En un largo artículo publicado por El País y otros medios internacionales, el antiguo ministro de Exteriores alemán, Joschka Fischer, advierte de que la Europa periférica puede destruir el proyecto común de la UE. Una periferia que no es sólo la Europa empobrecida, sino sobre todo la que se encuentra desencajada del núcleo germano, incluida Gran Bretaña. Así tenemos la amenaza de suspensión de pagos en Grecia, con la consiguiente expulsión de la zona euro (Grexit); la incertidumbre electoral en España; el retorno de la tentación nacionalista -Cataluña, Escocia-; la parálisis económica; y, en última instancia, la irresponsabilidad de David Cameron al convocar un referéndum oportunista sobre la permanencia del Reino Unido en la UE (Brexit). Demasiados frentes para un contexto internacional ya sobrecargado con el fracaso de las primaveras árabes, los masivos flujos migratorios de sur a norte, el terrorismo de IS, las tensiones territoriales en Asia -unidas al posible estancamiento económico en China-, la presión rusa sobre Ucrania -que es como decir sobre la frontera de Europa- y así un largo etcétera. Esta misma semana, en una entrevista concedida a Pablo Iglesias, el filósofo posmarxista Toni Negri afirmaba que nunca como ahora la debilidad del capitalismo había sido tan manifiesta. ¿Por qué si no -inquiría el viejo pensador italiano- se da este pánico en Bruselas a las victorias de movimientos como el de Syriza en Grecia o el ascenso de Podemos en España? La fragmentación social y una retórica de la confrontación dan alas a la inestabilidad, lo cual a su vez favorece la contingencia de un cambio imprevisible.

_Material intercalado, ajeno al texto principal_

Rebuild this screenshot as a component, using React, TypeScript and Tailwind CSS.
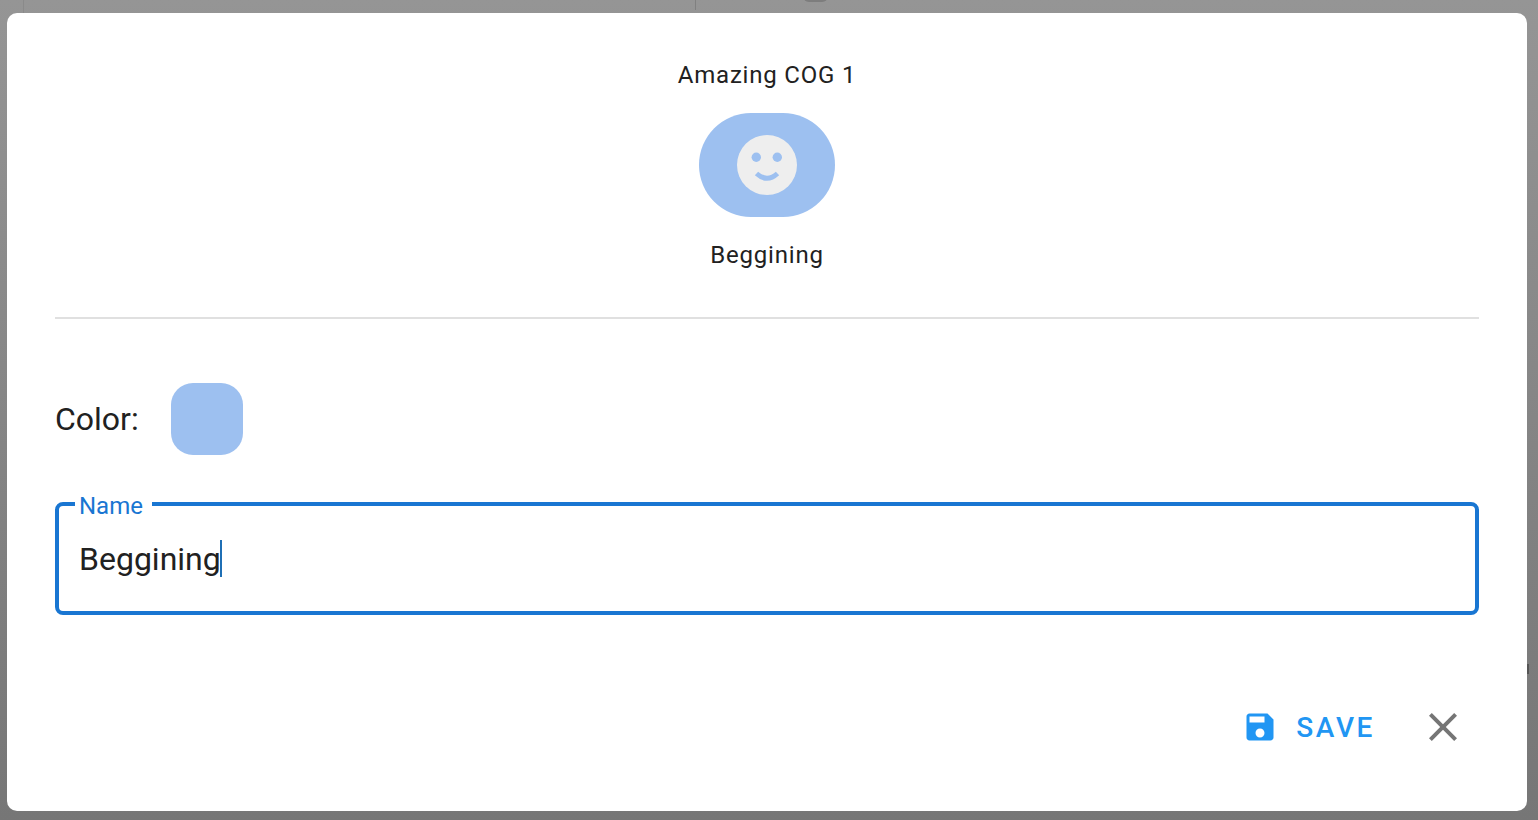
function SaveIcon() {
  return (
    <svg viewBox="0 0 24 24" className="h-[36px] w-[36px] fill-[#2196f3]">
      <path d="M17 3H5c-1.11 0-2 .9-2 2v14c0 1.1.89 2 2 2h14c1.1 0 2-.9 2-2V7l-4-4zm-5 16c-1.66 0-3-1.34-3-3s1.34-3 3-3 3 1.34 3 3-1.34 3-3 3zm3-10H5V5h10v4z" />
    </svg>
  );
}

function CloseIcon() {
  return (
    <svg viewBox="0 0 24 24" className="h-[48px] w-[48px] fill-[#757575]">
      <path d="M19 6.41 17.59 5 12 10.59 6.41 5 5 6.41 10.59 12 5 17.59 6.41 19 12 13.41 17.59 19 19 17.59 13.41 12z" />
    </svg>
  );
}

function Face() {
  return (
    <svg viewBox="0 0 60 60" className="h-[60px] w-[60px]">
      <circle cx="30" cy="30" r="30" fill="#eeeeee" />
      <circle cx="19.3" cy="22.3" r="4.7" fill="#9dc0f0" />
      <circle cx="40.3" cy="22.3" r="4.7" fill="#9dc0f0" />
      <path d="M19.5 38.5Q30 48 40.5 38.5" fill="none" stroke="#9dc0f0" strokeWidth="5" />
    </svg>
  );
}

export default function App() {
  return (
    <div className="relative h-[820px] w-[1538px] overflow-hidden bg-linear-to-b from-[#959595] to-[#767676] pl-[7px] pt-[13px] font-['Roboto',sans-serif] text-[#212121]">
      {/* what shows of the page behind the dialog */}
      <div className="absolute left-[695px] top-0 h-[10px] w-px bg-[#808080]" />
      <div className="absolute left-[23px] top-0 h-[13px] w-px bg-[#8a8a8a]" />
      <div className="absolute left-[803px] top-[-10px] h-[12px] w-[25px] rounded-full bg-[#7d7d7d]" />
      <div className="absolute left-[1527px] top-[664px] h-[10px] w-[2px] bg-[#555555]" />

      <div className="relative flex h-[798px] w-[1520px] flex-col rounded-[10px] bg-white px-12">
        <div className="flex h-[306px] flex-col items-center border-b-2 border-[#e0e0e0] pt-[46px]">
          <div className="text-[24px] leading-[32px] tracking-[0.8px]">Amazing COG 1</div>
          <div className="mt-[22px] flex h-[104px] w-[136px] items-center justify-center rounded-[52px] bg-[#9dc0f0]">
            <Face />
          </div>
          <div className="mt-[22px] text-[24px] leading-[32px] tracking-[0.8px]">Beggining</div>
        </div>

        <div className="mt-[64px] flex items-center gap-8">
          <span className="text-[32px] leading-[40px]">Color:</span>
          <div className="h-[72px] w-[72px] rounded-[22px] bg-[#9dc0f0]" />
        </div>

        <div className="relative mt-[47px] flex h-[113px] items-center rounded-[8px] border-4 border-[#1976d2] px-5">
          <span className="absolute left-[16px] top-[-12px] bg-white pl-[4px] pr-[9px] text-[24px] leading-[24px] text-[#1976d2]">Name</span>
          <span className="text-[32px] leading-[40px]">Beggining</span>
          <span className="-ml-px h-[37px] w-[2px] bg-[#1f6fb5]" />
        </div>

        <div className="mt-[88px] flex items-center justify-end pr-[12px]">
          <SaveIcon />
          <span className="ml-[18px] mt-[2px] text-[28px] leading-[32px] font-medium tracking-[2.6px] text-[#2196f3]">SAVE</span>
          <div className="ml-[44px]">
            <CloseIcon />
          </div>
        </div>
      </div>
    </div>
  );
}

Por supuesto que este relato vende: entre otras razones, porque las predicciones apocalípticas a menudo se cumplen. En una carta fechada en febrero de 1933, el escritor Joseph Roth le escribía a su amigo Stefan Zweig: «Sabrá usted que nos aproximamos a grandes catástrofes [€]. Los bárbaros han conseguido gobernar». Roth hablaba de»una filial del infierno en la tierra», mientras añoraba la figura del Emperador y el viejo orden de una Europa no definida por los populismos totalitarios. Pero, incluso si pensamos en aquellas décadas infernales, se comprueba que fueron precisamente los países que se mantuvieron fieles a las instituciones parlamentarias y liberales -Holanda y Bélgica, Inglaterra y los Estados Unidos, las monarquías escandinavas- los que lograron detener el avance político del fascismo (y del comunismo). La amenaza de los populismos subyace siempre en las democracias y su antídoto más eficaz pasa por mantener los valores imperfectos del parlamentarismo. Ninguno de los peligros que apunta Fischer resulta inevitable: en España caben pactos de Estado y reformas constitucionales que faciliten el encaje territorial y la mejora de las instituciones; el PIB de Grecia apenas supera el de la ciudad de Madrid, por lo que, en el peor de los casos, su estallido sería controlable -aunque no llegaremos a ese extremo-. Marcharse de la UE condenaría a los británicos a la irrelevancia, además de ir en contra de los intereses financieros de la City londinense, sustento de la economía inglesa (y, con sus votos, del partido conservador de Cameron). Dudo mucho que tomen una decisión tan arriesgada a cambio de tan poco. La socialdemocracia de los países del norte nos muestra soluciones factibles para las debilidades del capitalismo: una mayor libertad empresarial y laboral junto a una generosa protección social; mejores instituciones, mayor capacitación laboral y profesional; erradicación de la pobreza, transparencia, control y austeridad. La narrativa del desastre puede movilizar el voto o vender utopías, pero no trae consigo el progreso. Más bien todo lo contrario. Y en eso sí que la Historia resulta inmisericorde.